Jerome G. Batzer, 92, ship's yard master

January 02, 2004|By Doug Donovan | Doug Donovan,SUN STAFF

Jerome G. Batzer, a woodworking craftsman, banker and the Pride of Baltimore's one-time yard master, died of pneumonia Monday at Beaverbrook Corner, an assisted-living home in Columbia. He was 92 and suffered from Parkinson's disease.

Mr. Batzer was born in Baltimore, the second son of John C. and Margaret K. Batzer. He attended St. James School on Aisquith Street until the 10th grade, when he left to learn woodworking at a local trade school.

When he turned 15 in 1926, Mr. Batzer landed his first job at Virginia Dare Chocolate Co. on Howard Street in Baltimore. He soon found other jobs, including real estate sales in 1933.

Eight years later, as war swept the world, he volunteered for the Army and was assigned to H Company, 115th Infantry, 29th Division. The decision did not please his then-girlfriend Anita M. Mullin, daughter of City Councilman John T. Mullin Sr. The two had met at St. Ann Roman Catholic Church's dramatic club, where Mr. Batzer acted and helped build stage sets.

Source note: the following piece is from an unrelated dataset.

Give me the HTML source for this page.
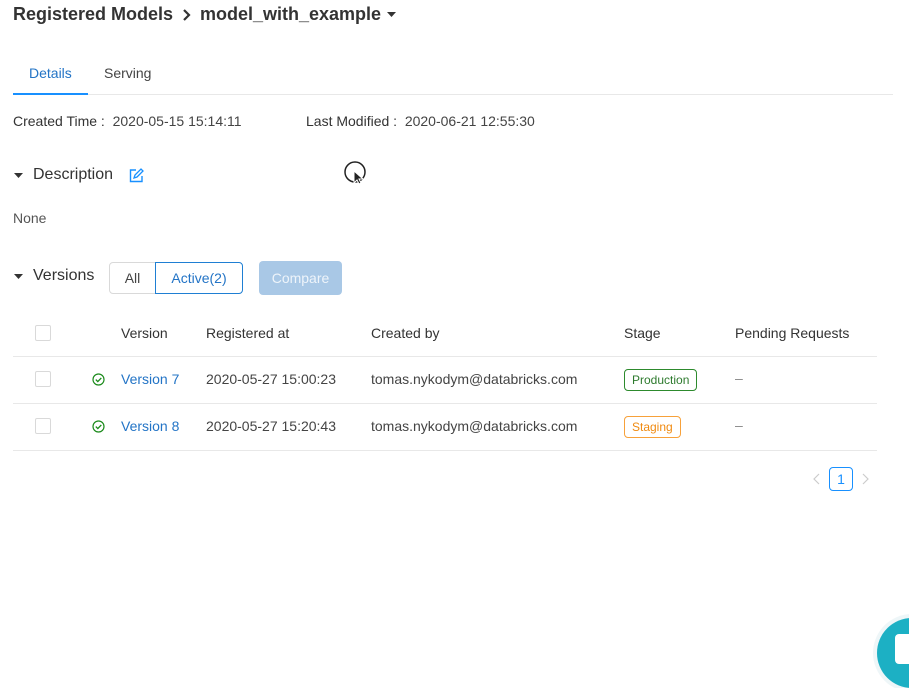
<!DOCTYPE html>
<html><head><meta charset="utf-8"><style>
*{margin:0;padding:0;box-sizing:border-box}
body{width:909px;height:659px;overflow:hidden;background:#fff;font-family:"Liberation Sans",Arial,sans-serif;color:#333;position:relative;font-size:14px}
.a{position:absolute;white-space:nowrap}
.line{position:absolute;height:1px;background:#e8e8e8}
.cb{position:absolute;width:16px;height:16px;border:1px solid #d9d9d9;border-radius:2px;background:#fff}
.blue{color:#2374c6}
.tag{position:absolute;height:22px;border:1px solid;border-radius:4px;font-size:12px;line-height:20px;padding:0 7px}
</style></head><body>
<div class="a" style="left:13px;top:4px;font-size:18px;font-weight:bold;color:#333">Registered Models</div>
<svg class="a" style="left:181px;top:8px" width="12" height="14"><path d="M3 2l5 5-5 5" stroke="#333" stroke-width="2.2" fill="none"/></svg>
<div class="a" style="left:200px;top:4px;font-size:18px;font-weight:bold;color:#333">model_with_example</div>
<svg class="a" style="left:387px;top:12px" width="10" height="6"><path d="M0 0h9l-4.5 5z" fill="#333"/></svg>

<div class="a" style="left:29px;top:65px;color:#2374c6;font-size:14px">Details</div>
<div class="a" style="left:104px;top:65px;color:#444;font-size:14px">Serving</div>
<div class="line" style="left:13px;top:94px;width:880px"></div>
<div class="a" style="left:13px;top:93px;width:75px;height:2px;background:#1890ff"></div>

<div class="a" style="left:13px;top:113px;font-size:14px;color:#333">Created Time :&nbsp; <span style="color:#444">2020-05-15 15:14:11</span></div>
<div class="a" style="left:306px;top:113px;font-size:14px;color:#333">Last Modified :&nbsp; <span style="color:#444">2020-06-21 12:55:30</span></div>

<svg class="a" style="left:14px;top:173px" width="10" height="6"><path d="M0 0h9l-4.5 5z" fill="#333"/></svg>
<div class="a" style="left:33px;top:166px;font-size:16px;color:#333">Description</div>
<svg class="a" style="left:129px;top:168px" width="15" height="15"><path d="M7 2H1.5v11.5H13V8" stroke="#1890ff" stroke-width="1.4" fill="none"/><path d="M5 10l1-3 6-6 2 2-6 6z" stroke="#1890ff" stroke-width="1.3" fill="none"/></svg>
<svg class="a" style="left:344px;top:161px" width="24" height="28"><circle cx="11" cy="11" r="10" stroke="#222" stroke-width="1.5" fill="#fff"/><path d="M10 10v12l3-3 2 4 2-1-2-4h4z" fill="#222" stroke="#fff" stroke-width="1"/></svg>

<div class="a" style="left:13px;top:210px;font-size:14px;color:#555">None</div>

<svg class="a" style="left:14px;top:274px" width="10" height="6"><path d="M0 0h9l-4.5 5z" fill="#333"/></svg>
<div class="a" style="left:33px;top:267px;font-size:16px;color:#333">Versions</div>
<div class="a" style="left:109px;top:262px;width:47px;height:32px;border:1px solid #d9d9d9;border-radius:4px 0 0 4px;text-align:center;line-height:30px;color:#444">All</div>
<div class="a" style="left:155px;top:262px;width:88px;height:32px;border:1px solid #1f7fd3;border-radius:0 4px 4px 0;text-align:center;line-height:30px;color:#2374c6">Active(2)</div>
<div class="a" style="left:259px;top:261px;width:83px;height:34px;background:#a9c8e6;border-radius:4px;text-align:center;line-height:34px;color:#eef4fa">Compare</div>

<div class="cb" style="left:35px;top:325px"></div>
<div class="a" style="left:121px;top:325px">Version</div>
<div class="a" style="left:206px;top:325px">Registered at</div>
<div class="a" style="left:371px;top:325px">Created by</div>
<div class="a" style="left:624px;top:325px">Stage</div>
<div class="a" style="left:735px;top:325px">Pending Requests</div>
<div class="line" style="left:13px;top:356px;width:864px"></div>

<div class="cb" style="left:35px;top:371px"></div>
<svg class="a" style="left:92px;top:373px" width="13" height="13"><circle cx="6.5" cy="6.5" r="5.5" stroke="#1a8a1a" stroke-width="1.2" fill="none"/><path d="M3.8 6.6l2 2 3.5-3.7" stroke="#1a8a1a" stroke-width="1.3" fill="none"/></svg>
<div class="a blue" style="left:121px;top:371px">Version 7</div>
<div class="a" style="left:206px;top:371px;color:#444">2020-05-27 15:00:23</div>
<div class="a" style="left:371px;top:371px;color:#444">tomas.nykodym@databricks.com</div>
<div class="tag" style="left:624px;top:369px;border-color:#2d8a2d;color:#2d7a2d">Production</div>
<div class="a" style="left:735px;top:370px;color:#888">–</div>
<div class="line" style="left:13px;top:403px;width:864px"></div>

<div class="cb" style="left:35px;top:418px"></div>
<svg class="a" style="left:92px;top:420px" width="13" height="13"><circle cx="6.5" cy="6.5" r="5.5" stroke="#1a8a1a" stroke-width="1.2" fill="none"/><path d="M3.8 6.6l2 2 3.5-3.7" stroke="#1a8a1a" stroke-width="1.3" fill="none"/></svg>
<div class="a blue" style="left:121px;top:418px">Version 8</div>
<div class="a" style="left:206px;top:418px;color:#444">2020-05-27 15:20:43</div>
<div class="a" style="left:371px;top:418px;color:#444">tomas.nykodym@databricks.com</div>
<div class="tag" style="left:624px;top:416px;border-color:#f7a13a;color:#f08a10">Staging</div>
<div class="a" style="left:735px;top:417px;color:#888">–</div>
<div class="line" style="left:13px;top:450px;width:864px"></div>

<svg class="a" style="left:812px;top:473px" width="10" height="12"><path d="M7 1L2 6l5 5" stroke="#ccc" stroke-width="1.2" fill="none"/></svg>
<div class="a" style="left:829px;top:467px;width:24px;height:24px;border:1px solid #1890ff;border-radius:4px;text-align:center;line-height:22px;color:#1890ff;font-size:14px">1</div>
<svg class="a" style="left:860px;top:473px" width="10" height="12"><path d="M3 1l5 5-5 5" stroke="#ccc" stroke-width="1.2" fill="none"/></svg>

<div class="a" style="left:877px;top:618px;width:70px;height:70px;border-radius:50%;background:#1cb0c4;box-shadow:0 0 0 4px #eef6f8"></div>
<div class="a" style="left:895px;top:634px;width:20px;height:30px;background:#fff;border-radius:4px"></div>
</body></html>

In April 1942, he and Anita Mullin were married at St. Ann church. By November, Mr. Batzer was accepted at Officers Candidate School at Aberdeen Proving Ground and was commissioned as a second lieutenant in 1943. In September of that year, he was assigned to service in Great Britain.

He traveled to England aboard the Queen Mary luxury ocean liner and was stationed in the town of Tidworth with the 609th Armored Vehicle Battalion. His daughter, Anita Scheiwe of Columbia, said he never saw combat.

Shortly after returning to Baltimore in November 1945, he started working at Liberty Federal Savings and Loan Association. He worked his way up, attaining the positions of treasurer and office manager, Mrs. Scheiwe said. He retired as a vice president in 1974.

Three years later, the city began to build the Pride of Baltimore, a replica of the 19th-century Baltimore Clipper topsail schooner.

Mr. Batzer volunteered and worked as the ship's yard master, opening the yard in the morning and closing it at night and recording all activities in between.

"He came by and asked if we needed any help," said Melbourne Smith, the builder of the Pride of Baltimore. "He got there first every morning and opened the gates."

Mr. Smith said Mr. Batzer's "beautifully handwritten journals" still line his bookshelf. He also said Mr. Batzer, 65 at the time, would not hesitate to scour local bars to drag tardy, yet younger and stronger, workers back to the shipyard on many mornings.

Mr. Batzer was easily recognizable throughout downtown by the straw Panama hat he wore as he accompanied out-of-town workers to the city's best lunch spots.

Mr. Batzer, who supplied the silver dollar placed under the mast of the ship, sailed the Philadelphia leg of the ship's maiden voyage.

Peter Boudreau, a carpenter in construction of the ship and the builder of the Pride of Baltimore II years later, remembered Mr. Batzer as a "great guy" who helped him and other workers open checking accounts.

"He was the yard master, the gofer, the gatekeeper, the all-around Mr. Fixit," said Mr. Boudreau. "I was just a kid. Jerry was an old-timer back then."

Mr. Batzer later constructed a detailed model of the Pride of Baltimore using wood from the original ship, a model that Mrs. Scheiwe has today.

He spent most of his free time in the woodworking shop in the basement of his Hillenwood Road home in Northeast Baltimore. His daughter said he excelled at refinishing and reupholstering furniture. He also enjoyed gardening and attending horse races at Pimlico Race Course with his wife. They were annual attendees of the Preakness. His wife died in 1999.

Mr. Batzer was a founding member in 1950 of St. Matthew Roman Catholic Church on Loch Raven Boulevard. He was a member of the American Legion, the Knights of Columbus and the 29th Division Association No. 7.

Services were held Dec. 31 at St. Matthew.

In addition to his daughter, Mr. Batzer is survived by three grandchildren and a great-grandchild.